There was a restaurant called COD on the walkway that I had to try, and their specialty was hot dogs. When in Rome, right? I ordered a traditional chili dog and a Chicago style dog that that will make you think you’re back in the mid west. The owner was hip, and decorated the place with a 90s style, using Michael Jordan posters and coloring book pages.
After this, we had no real plan. We popped in an art museum, but decided not to pay $30 to see the full exhibit. I had seen some people with Forever 21 bags, so out of curiosity I convinced Lance to go with me. Would you believe that Japan has a six floor Forever 21…and it’s clean! Even though I was freezing, because I came here unprepared for the weather, I resisted the urge to buy a bunch of cheap winter clothes because we were headed right back to Hawaii. I did, however, buy the tan pea coat that you’ll see in most of the gallery pictures.
One of the other interesting parts of this area is that it houses the busiest intersection in the world, in front of the Shibuya train station. The area is known as The Scramble and is full of advertisements and neon signs (See Gallery).
Despite its constant foot traffic, it is somehow a lot cleaner and more civilized that Times Square. This could be attributed to the fact that there are little to no trashcans in public Japanese spaces. Residents are in charge of disposing of their own trash, which means there is barely any on the streets. People also religiously stay on the left side of the walkway and make room for others.
We couldn’t go home without desert, so we stopped in a local McDonalds to get an ice cream. Just as I suspected, Japanese McDonald’s ice cream machines are actually functional, and not just for decoration, like in the States.

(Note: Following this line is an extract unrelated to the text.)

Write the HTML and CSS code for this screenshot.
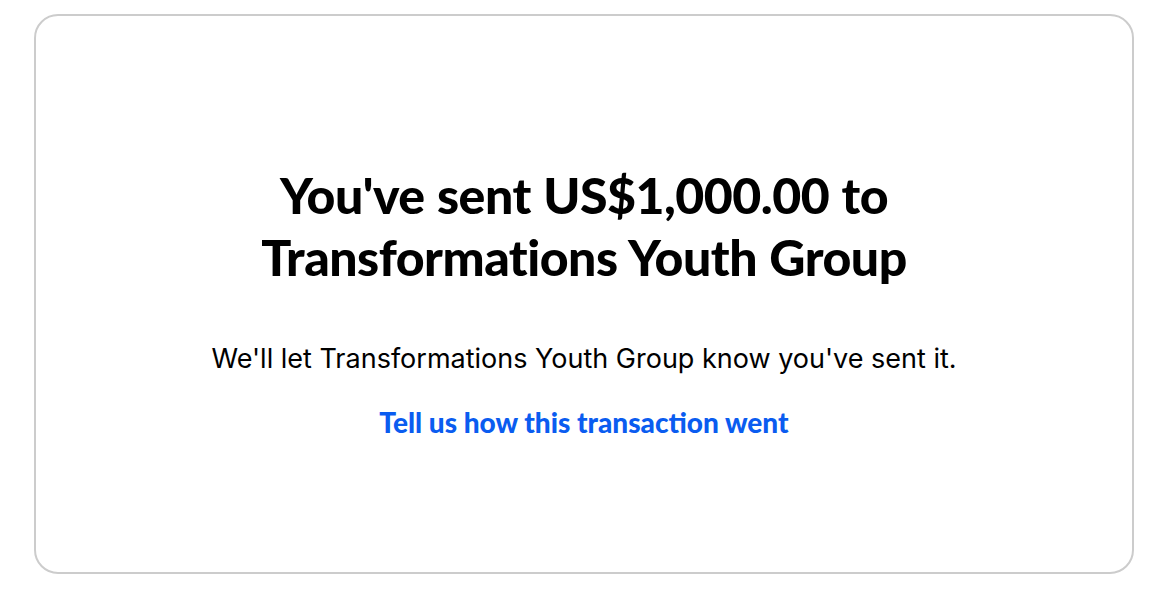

At the end of the night, we headed back to the train station, where we made sure my husband had his wallet, phone, and bookbag. On the train, he gave up his seat to an elderly Japanese woman. They were so impressed that they kept smiling at him until they got off on their stop. It was very sweet. The final good news story is that we made it back to the train in time and didn’t have to take a cab. It was a great day!